Environ 45 minutes après l'interpellation, la voiture était effectivement remorquée. Pendant ce temps, le couple a été obligé d'attendre sur le trottoir avec son bébé. Auparavant, M. Fini avait informé la policière de la présence de son enfant sur le siège arrière. D'un ton sec et sans prendre la peine de le vérifier, celle-ci lui demanda comment prouver qu'il y avait un bébé dans la voiture, et l'obliga à  quitter la voiture.

Voyant que le bébé commençait à  avoir froid, M. Fini est allé demander à  la policière s'il était possible de le garder dans l'auto patrouille. Celle-ci répondit que la voiture de police n'était « pas un taxi ». M. Fini dit alors que lui et son épouse n'avaient pas assez d'argent pour prendre un taxi afin de rentrer chez eux, à  Ville Saint-Laurent. La policière lui dit de rentrer chez lui à  pied.
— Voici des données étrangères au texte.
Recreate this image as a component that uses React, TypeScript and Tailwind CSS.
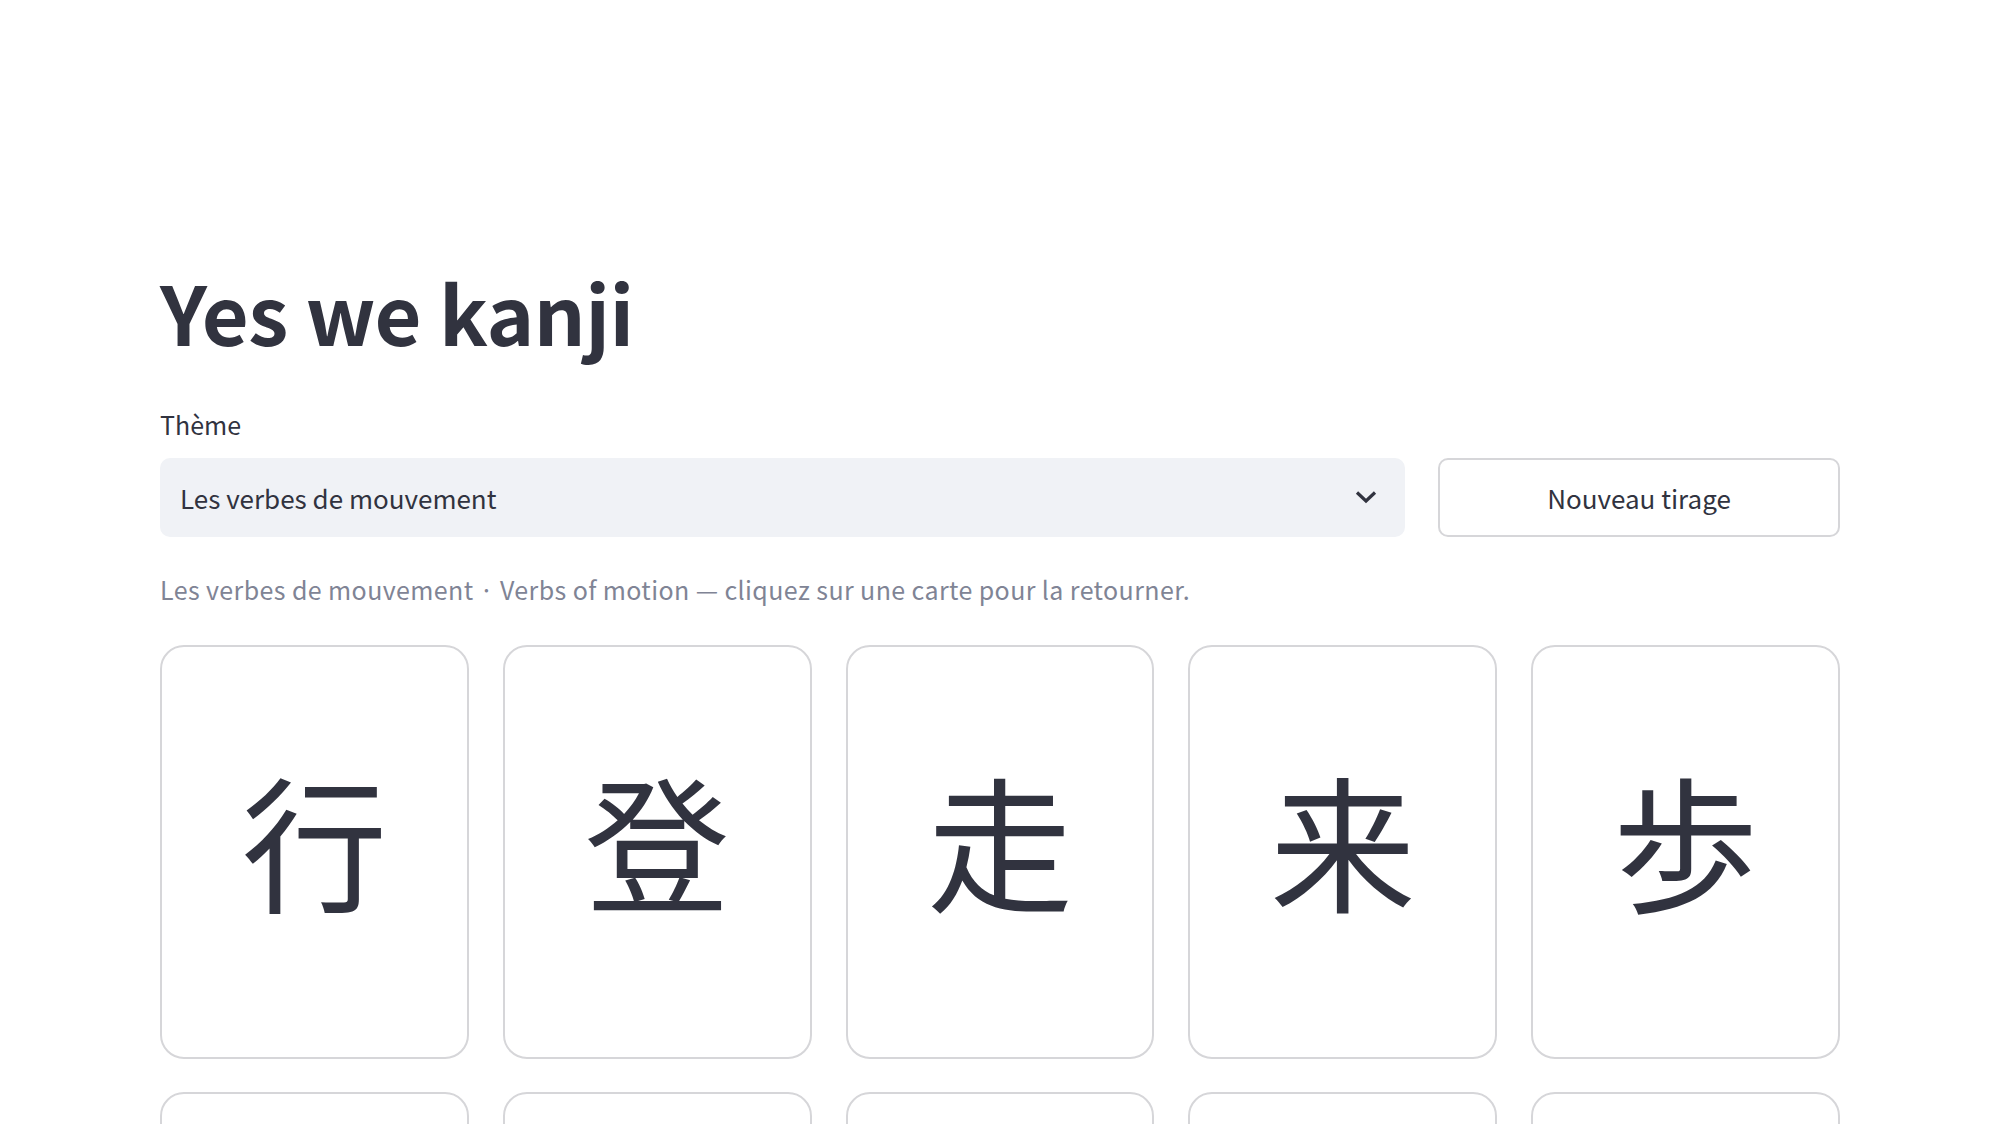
import { useState } from "react";

const font = { fontFamily: '"Noto Sans CJK JP", "Noto Sans", sans-serif' };

const kanji = ["行", "登", "走", "来", "歩", "帰", "入", "出", "飛", "泳"];

function Chevron() {
  return (
    <svg width="22" height="14" viewBox="0 0 22 14" fill="none" aria-hidden>
      <path d="M2 2.5L11 11L20 2.5" stroke="#31333f" strokeWidth="3.2" />
    </svg>
  );
}

function Card({ char }: { char: string }) {
  const [flipped, setFlipped] = useState(false);
  return (
    <button
      onClick={() => setFlipped(!flipped)}
      className="flex h-[414px] items-center justify-center rounded-[24px] border-2 border-[#d6d6d9] bg-white text-[146px] leading-none text-[#31333f]"
    >
      <span className="-mt-[28px]">{flipped ? "" : char}</span>
    </button>
  );
}

export default function App() {
  return (
    <div className="h-[1124px] overflow-hidden bg-white text-[#31333f]" style={font}>
      <div className="px-[160px] pt-[262px]">
        <h1 className="text-[81px] font-bold leading-[1.2] tracking-[-0.5px]">Yes we kanji</h1>

        <p className="mt-[49px] text-[25px] leading-[1.3]">Thème</p>

        <div className="mt-[17px] flex gap-[33px]">
          <div className="flex h-[79px] flex-1 items-center justify-between rounded-[10px] bg-[#f0f2f6] pl-[20px] pr-[28px] text-[26px]">
            <span>Les verbes de mouvement</span>
            <Chevron />
          </div>
          <button className="h-[79px] w-[402px] rounded-[10px] border-2 border-[#d6d6d9] bg-white text-[26px]">
            Nouveau tirage
          </button>
        </div>

        <p className="mt-[36px] text-[25px] leading-[1.3] tracking-[0.4px] text-[#808495]">
          Les verbes de mouvement · Verbs of motion — cliquez sur une carte pour la retourner.
        </p>

        <div className="mt-[40px] grid grid-cols-5 gap-x-[34px] gap-y-[33px]">
          {kanji.map((k) => (
            <Card key={k} char={k} />
          ))}
        </div>
      </div>
    </div>
  );
}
Les deux policiers remettaient ensuite au couple une contravention de 430 $ pour conduite avec un permis sous sanction.

Dans la plainte déposée par le CRARR au nom du couple, M. Fini et Mme Coulibaly dénoncent non seulement les propos injustifiés de la policière relatifs au pays d'origine de M. Fini et aux motifs de sa présence au Canada, mais aussi d'avoir dit à  M. Fini de retourner dans son pays « s'il n'était pas heureux au Québec ». Ils reprochent également à  la policière son insouciance pour la santé et  la sécurité de leur bébé.

Dans sa décision adoptée en novembre 2010 et transmise au couple la semaine dernière, la Commission considère qu'il y a suffisamment de preuves de violation du droit du couple à  l'égalité, à  cause de son origine ethnique ou nationale, et recommande 10 000 $ pour chacun. La Ville de Montréal a jusqu'au 25 février 2011 pour se conformer à  la recommandation, à  défaut de quoi le dossier sera porté devant le Tribunal des droits de la personne.

« Quelle belle façon pour célébrer le Mois de l'Histoire des Noirs ! », dit M. Fini. « Nous encourageons tous les membres de la communauté noire, notamment ceux d'origine africaine, à  porter plainte si jamais ce genre de situation leur arrivait. C'est une belle victoire morale pour nous », ajoute-il.

« Espérons que ce cas va renforcer le message selon lequel il est discriminatoire, surtout de la part d' un agent de l'ordre, de dire à  une personne de couleur de retourner chez elle ou d'aller vivre ailleurs si elle n'est pas heureuse au Québec », souligne le directeur général du CRARR, Fo Niemi.

Malgré cette décision, le couple risque d'attendre encore longtemps avant d'obtenir sa compensation. Depuis trois ans, la Ville de Montréal multiplie les procédures judiciaires pour empêcher les cas de discrimination ou de profilage racial d'être traités par la Commission des droits et le Tribunal des droits de la personne.